Il faudrait citer encore Noël Journet, brûlé à Metz (1582] par les protestants pour avoir relevé les incohérences, les absurdités et les horreurs de la Bible ; Geoffroy Vallée, exécuté à Paris en 1574 parce que, rejetant toutes les croyances, il dressait ce constat : « Toutes les religions ont observé d’ôter à l’homme la félicité du corps en Dieu afin de le rendre toujours plus misérable. »
« Nous nions Dieu et nous le précipitons de ses hauteurs, rejetant le temple avec tous ses prêtres. Ce qui nous suffit à nous, conscientaires, c’est la science non d’un seul mais du plus grand nombre. Cette conscience que la nature, mère bienveillante des humbles, a accordé à tous les hommes, à la place des Bibles. » Ces mots sont de Thomas Knutzen (1646-1674 ?). Partout où il passe, le jeune agitateur essaime ses pamphlets contre la religion, les consistoires et l’aristocratie. Il accréditera l’existence du mouvement international des « conscientaires » où il se faisait le porte-parole de tous les partisans de la liberté individuelle et de la destruction de toute autorité. De fait, ses écrits, publiés clandestinement par des émules, passèrent en France où Naigeon les fit connaître à son ami Diderot. On perd la trace, en 1674, de ce poète de la liberté dont la vie fut une errance et un combat permanent.
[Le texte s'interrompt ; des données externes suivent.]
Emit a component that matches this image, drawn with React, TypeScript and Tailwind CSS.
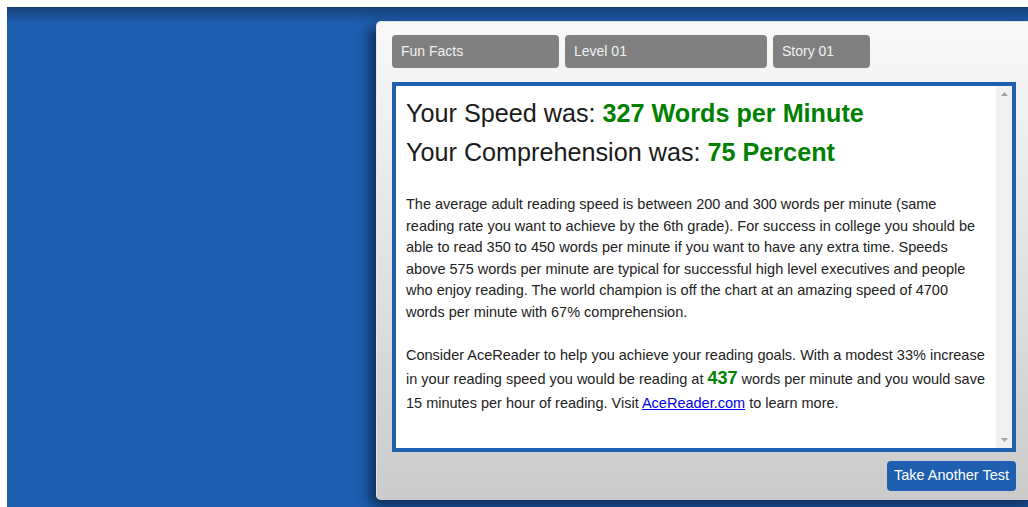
import React from 'react';

const tabs = [
  { label: 'Fun Facts', width: 'w-[167px]' },
  { label: 'Level 01', width: 'w-[202px]' },
  { label: 'Story 01', width: 'w-[97px]' },
];

// Small triangle used for the scrollbar arrows
const Arrow = ({ down = false }: { down?: boolean }) => (
  <svg width="7" height="4" viewBox="0 0 7 4" className="block">
    {down ? <path d="M0 0h7L3.5 4z" fill="#a3a3a3" /> : <path d="M3.5 0L7 4H0z" fill="#a3a3a3" />}
  </svg>
);

export default function App() {
  return (
    <div className="h-[507px] w-full bg-white pl-[7px] pt-[7px] font-['Liberation_Sans',Arial,sans-serif]">
      <div className="relative h-full w-full overflow-hidden bg-[#1e5fb0]">
        {/* top inset shading */}
        <div className="pointer-events-none absolute inset-x-0 top-0 h-[16px] bg-gradient-to-b from-[#163f78] to-transparent" />

        <div className="relative ml-[369px] mt-[14px] flex h-[479px] w-[664px] flex-col rounded-[5px] border-l border-t border-[#e6e6e6] bg-gradient-to-b from-[#f9f9f9] to-[#cbcbcb] pl-[15px] pt-[13px] shadow-[-6px_6px_14px_rgba(0,0,0,0.55)]">
          {/* Tab buttons */}
          <div className="flex gap-[6px]">
            {tabs.map((t) => (
              <div
                key={t.label}
                className={`${t.width} h-[33px] rounded-[4px] bg-[#808080] pl-[9px] text-[14px] leading-[33px] text-[#f0f0f0]`}
              >
                {t.label}
              </div>
            ))}
          </div>

          {/* Results box */}
          <div className="mt-[14px] flex h-[370px] w-[624px] border-[4px] border-[#1e5fb0] bg-white">
            <div className="flex-1 pl-[10px] pr-[8px] pt-[8px] text-[#1a1a1a]">
              <div className="text-[25.2px] leading-[39px]">
                Your Speed was: <span className="font-bold text-[#008000]">327 Words per Minute</span>
              </div>
              <div className="text-[25.2px] leading-[39px]">
                Your Comprehension was: <span className="font-bold text-[#008000]">75 Percent</span>
              </div>

              <p className="mt-[22px] text-[14.5px] leading-[21.6px] text-[#222]">
                The average adult reading speed is between 200 and 300 words per minute (same reading rate
                you want to achieve by the 6th grade). For success in college you should be able to read 350
                to 450 words per minute if you want to have any extra time. Speeds above 575 words per minute
                are typical for successful high level executives and people who enjoy reading. The world
                champion is off the chart at an amazing speed of 4700 words per minute with 67% comprehension.
              </p>

              <p className="mt-[19px] text-[14.5px] leading-[24px] text-[#222]">
                Consider AceReader to help you achieve your reading goals. With a modest 33% increase in your
                reading speed you would be reading at{' '}
                <span className="text-[18px] font-bold leading-none text-[#008000]">437</span> words per minute
                and you would save 15 minutes per hour of reading. Visit{' '}
                <a href="#" className="text-[#0000ee] underline">
                  AceReader.com
                </a>{' '}
                to learn more.
              </p>
            </div>

            {/* Scrollbar */}
            <div className="flex w-[16px] flex-col items-center justify-between bg-[#f1f1f1] py-[6px]">
              <Arrow />
              <Arrow down />
            </div>
          </div>

          <div className="mt-[9px] flex w-[624px] justify-end">
            <button className="h-[30px] w-[129px] rounded-[4px] bg-[#1e5fb0] text-[14.5px] text-white">
              Take Another Test
            </button>
          </div>
        </div>
      </div>
    </div>
  );
}
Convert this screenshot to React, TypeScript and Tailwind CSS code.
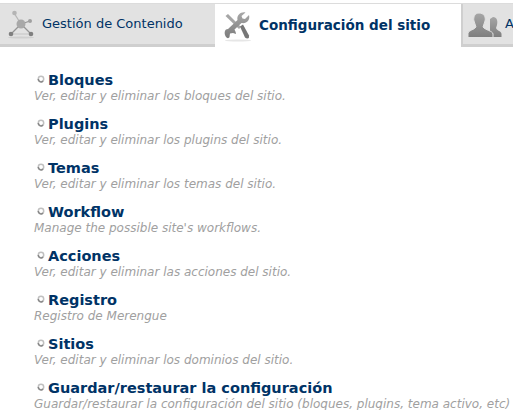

Je ne souhaite pas ajouter des contre-allées aux voies officielles de l’histoire. Je ne veux pas qu’un tribunal culturel anathématise les monarques sanguinaires, les généraux fauteurs de guerre, les inquisiteurs en tout genre, les tueurs incongrûment statufiés et célébrés dans les panthéons de la mémoire : Bonaparte, responsable de millions de morts ; Louis quatorzième, persécuteur des protestants et de la libre-pensée ; Luther, massacreur des paysans ; Calvin, assassin de Jacques Gruet et de Michel Servet ; Léopold II de Belgique, un des plus cyniques criminels du XIXe siècle, dont la pratique du « caoutchouc rouge » n’a guère ému jusqu’à présent les consciences. J’émets seulement le vœu qu’au répertoire de leurs répugnants panégyriques viennent s’ajouter la liste de leurs forfaits, la mention de leurs victimes, le souvenir de ceux qui les affrontèrent. Car il est bon que soit enseignée la connaissance des êtres qui, au nom de la générosité humaine, les ont dénoncés. En ces temps de servitudes volontaire, il est salutaire de rappeler l’audace des résistants à la tyrannie, car c’est de cette audace-là que va dépendre aujourd’hui le sort des Hommes et de la Terre.